Wirklich packend wurde es eigentlich nur, wenn Franz Grundheber auf der Bühne stand, sei es beim fatalen "Revolverduell" mit Lulu, sei es als Jack the Ripper ganz am Schluss. Da passierte dann wirklich was, zwischen Lulu und diesem Dr. Schön. Da ahnte man ein wenig von der verhängnisvollen triebhaften Verstrickung, die diese beiden Menschen aneinanderkettet. Dankbar war man auch für die Pointensetzung eines Rudolf Mazzola als Schigolch und des Athleten von Wolfgang Bankl. Ja, ja, diese rosa Trikots... Ausgelotet wurden die Möglichkeiten freilich nicht. Es zeigte sich auch, dass das helle Bühnenbild das Werk nicht stützt, sondern zusätzlich abstrahiert und noch mehr Ferne als intime Nähe erzeugt.

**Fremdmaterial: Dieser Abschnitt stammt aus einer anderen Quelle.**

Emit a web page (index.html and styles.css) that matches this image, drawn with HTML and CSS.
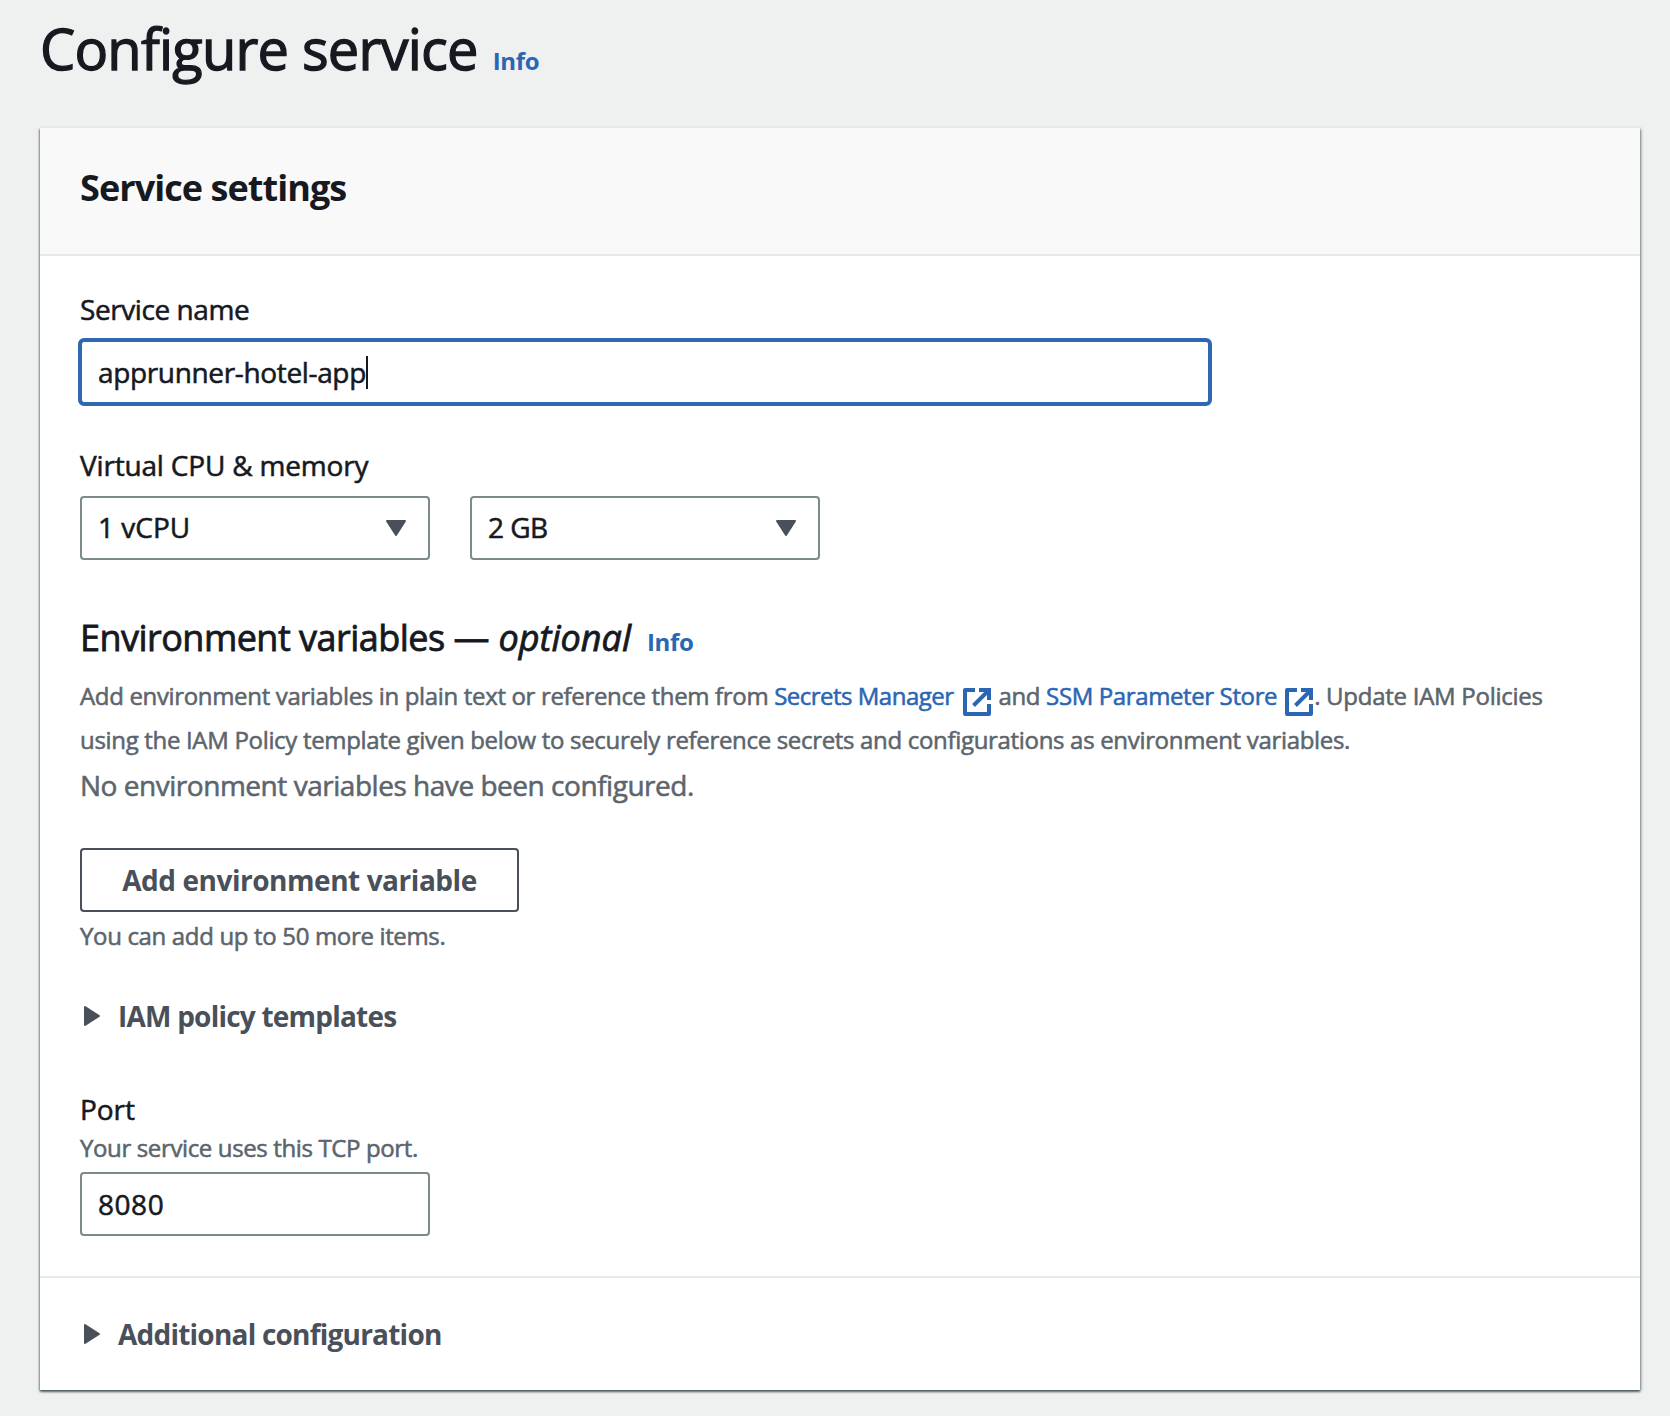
FILE: index.html
```html
<!DOCTYPE html>
<html lang="en">
<head>
<meta charset="utf-8">
<title>Configure service</title>
<link rel="stylesheet" href="styles.css">
</head>
<body>
<header class="page-header">
  <h1 class="page-title">Configure service</h1>
  <a class="info">Info</a>
</header>
<main class="card">
  <div class="card-header"><h2 class="card-title">Service settings</h2></div>
  <div class="card-body">
    <label class="label">Service name</label>
    <div class="input input-focus"><span class="value-name">apprunner-hotel-app</span><span class="caret"></span></div>

    <label class="label label-cpu">Virtual CPU &amp; memory</label>
    <div class="selects">
      <div class="input select"><span class="value-cpu">1 vCPU</span>
        <svg class="arrow" width="20" height="16" viewBox="0 0 20 16"><path d="M1 1H19L10 15Z"/></svg></div>
      <div class="input select"><span class="value-memory">2 GB</span>
        <svg class="arrow" width="20" height="16" viewBox="0 0 20 16"><path d="M1 1H19L10 15Z"/></svg></div>
    </div>

    <div class="env-header">
      <h3 class="env-title">Environment variables <span class="dash">—</span> <em>optional</em></h3>
      <a class="info">Info</a>
    </div>
    <p class="env-text"><span>Add environment variables in plain text or reference them from</span> <a class="link link-secrets">Secrets Manager</a><svg class="external" width="28" height="28" viewBox="0 0 28 28"><path d="M12 2H2V26H26V16"/><path d="M16 2H26V12M25 3L10.5 17.5"/><path class="corner" d="M18 0H28V10Z"/></svg> and <a class="link link-ssm">SSM Parameter Store</a><svg class="external external-last" width="28" height="28" viewBox="0 0 28 28"><path d="M12 2H2V26H26V16"/><path d="M16 2H26V12M25 3L10.5 17.5"/><path class="corner" d="M18 0H28V10Z"/></svg>. <span class="tail">Update IAM Policies</span><br>using the IAM Policy template given below to securely reference secrets and configurations as environment variables.</p>
    <p class="env-empty">No environment variables have been configured.</p>
    <button class="button" type="button">Add environment variable</button>
    <p class="hint hint-items">You can add up to 50 more items.</p>

    <div class="expander expander-iam">
      <svg class="arrow" width="16" height="20" viewBox="0 0 16 20"><path d="M1 1V19L15 10Z"/></svg>
      <span>IAM policy templates</span>
    </div>

    <label class="label label-port">Port</label>
    <p class="hint hint-port">Your service uses this TCP port.</p>
    <div class="input input-port"><span class="value-port">8080</span></div>
  </div>
  <div class="card-footer">
    <div class="expander">
      <svg class="arrow" width="16" height="20" viewBox="0 0 16 20"><path d="M1 1V19L15 10Z"/></svg>
      <span>Additional configuration</span>
    </div>
  </div>
</main>
</body>
</html>
```
FILE: styles.css
```css
* { box-sizing: border-box; }

body {
  margin: 0;
  min-height: 1416px;
  background: #eff1f1;
  color: #16191f;
  font: 28px/44px "Open Sans", "Noto Sans", sans-serif;
  -webkit-text-stroke: 0.55px currentColor;
}

h1, h2, h3, p { margin: 0; font-weight: 400; }

.page-header {
  display: flex;
  align-items: baseline;
  gap: 15px;
  padding: 14px 40px 0;
  height: 128px;
}
.page-title {
  font-size: 56px;
  line-height: 68px;
  letter-spacing: -0.8px;
  -webkit-text-stroke-width: 1.3px;
}
.info {
  color: #2b66b3;
  font-size: 24px;
  font-weight: 700;
  line-height: 36px;
  letter-spacing: -0.34px;
  -webkit-text-stroke: 0;
}

.card {
  width: 1600px;
  margin-left: 40px;
  background: #fff;
  box-shadow: 0 -2px 0 0 #e7e9e9, 0 2px 2px 0 rgba(0, 28, 36, 0.45), 1px 1px 3px 0 rgba(0, 28, 36, 0.4), -1px 1px 2px 0 rgba(0, 28, 36, 0.3);
}
.card-header {
  height: 128px;
  padding: 38px 40px 0;
  background: #f9f9f9;
  border-bottom: 2px solid #e7e9e9;
}
.card-title {
  font-size: 36px;
  font-weight: 700;
  letter-spacing: -0.94px;
  -webkit-text-stroke: 0;
}
.card-body { padding: 31px 40px 40px; }

.label { display: block; letter-spacing: -0.42px; }
.label-cpu { margin-top: 37px; letter-spacing: -0.18px; }
.label-port { margin-top: 49px; letter-spacing: -0.05px; }

.input {
  display: flex;
  align-items: center;
  width: 350px;
  height: 64px;
  padding: 0 16px;
  border: 2px solid #7d8a8b;
  border-radius: 4px;
  background: #fff;
  line-height: 60px;
}
.input-focus {
  width: 1134px;
  height: 68px;
  margin: 7px 0 0 -2px;
  border: 4px solid #3067b1;
  border-radius: 6px;
}
.input-port { margin-top: 7px; }
.value-name { letter-spacing: -0.35px; }
.value-cpu { letter-spacing: 0; }
.value-memory { letter-spacing: -0.55px; }
.value-port { letter-spacing: 0.55px; }
.caret { width: 2px; height: 33px; background: #16191f; }

.selects { display: flex; gap: 40px; margin-top: 9px; }
.select { justify-content: space-between; padding-right: 22px; line-height: 58px; padding-bottom: 2px; }
.select .arrow { margin-top: 2px; }
.arrow path {
  fill: #4a505a;
  stroke: #4a505a;
  stroke-width: 2;
  stroke-linejoin: round;
}

.env-header { display: flex; align-items: baseline; gap: 16px; margin-top: 56px; height: 44px; }
.env-title { font-size: 36px; letter-spacing: -0.53px; -webkit-text-stroke-width: 0.8px; }
.env-title em { letter-spacing: 0; }
.dash { letter-spacing: 0.3px; }
.env-text {
  margin-top: 14px;
  color: #5c656d;
  font-size: 24px;
  letter-spacing: -0.32px;
  white-space: nowrap;
}
.env-text > span:first-child { letter-spacing: -0.34px; }
.link { color: #2b66b3; }
.link-secrets { letter-spacing: -0.51px; }
.link-ssm { letter-spacing: -0.38px; }
.tail { letter-spacing: -0.26px; }
.external { margin: 0 2px 0 9px; vertical-align: -11px; }
.external-last { margin: 0 1px 0 8px; }
.external path { fill: none; stroke: #2b66b3; stroke-width: 4; stroke-linejoin: round; }
.external .corner { fill: #2b66b3; stroke: none; }

.env-empty { margin-top: 1px; color: #5c656d; letter-spacing: -0.47px; }

.button {
  display: block;
  width: 439px;
  height: 64px;
  margin-top: 41px;
  padding: 0;
  border: 2px solid #4a505a;
  border-radius: 4px;
  background: #fff;
  color: #4a505a;
  font: 700 28px/58px "Open Sans", "Noto Sans", sans-serif;
  letter-spacing: -0.46px;
  -webkit-text-stroke: 0;
}

.hint { color: #5c656d; font-size: 24px; line-height: 36px; letter-spacing: -0.34px; }
.hint-items { margin-top: 6px; }
.hint-port { line-height: 34px; letter-spacing: -0.37px; }

.expander {
  display: flex;
  align-items: center;
  gap: 18px;
  padding-left: 4px;
  color: #4a505a;
  font-weight: 700;
  letter-spacing: -0.78px;
  -webkit-text-stroke: 0;
}
.expander-iam { margin-top: 40px; }

.card-footer { height: 114px; padding: 34px 40px 0; border-top: 2px solid #e7e9e9; }
```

Vor diesem Hintergrund scheint die Frage nach der gewählten Lulu-Fassung - mit oder ohne Cerhas-Vervollständigung - nebensächlich. Wer "Lulu" im Abonnement spielt, muss wohl auf die kürzestmögliche Variante setzen.

Der Teil des Publikums, der durchgehalten hat, bedankte sich mit viel Applaus.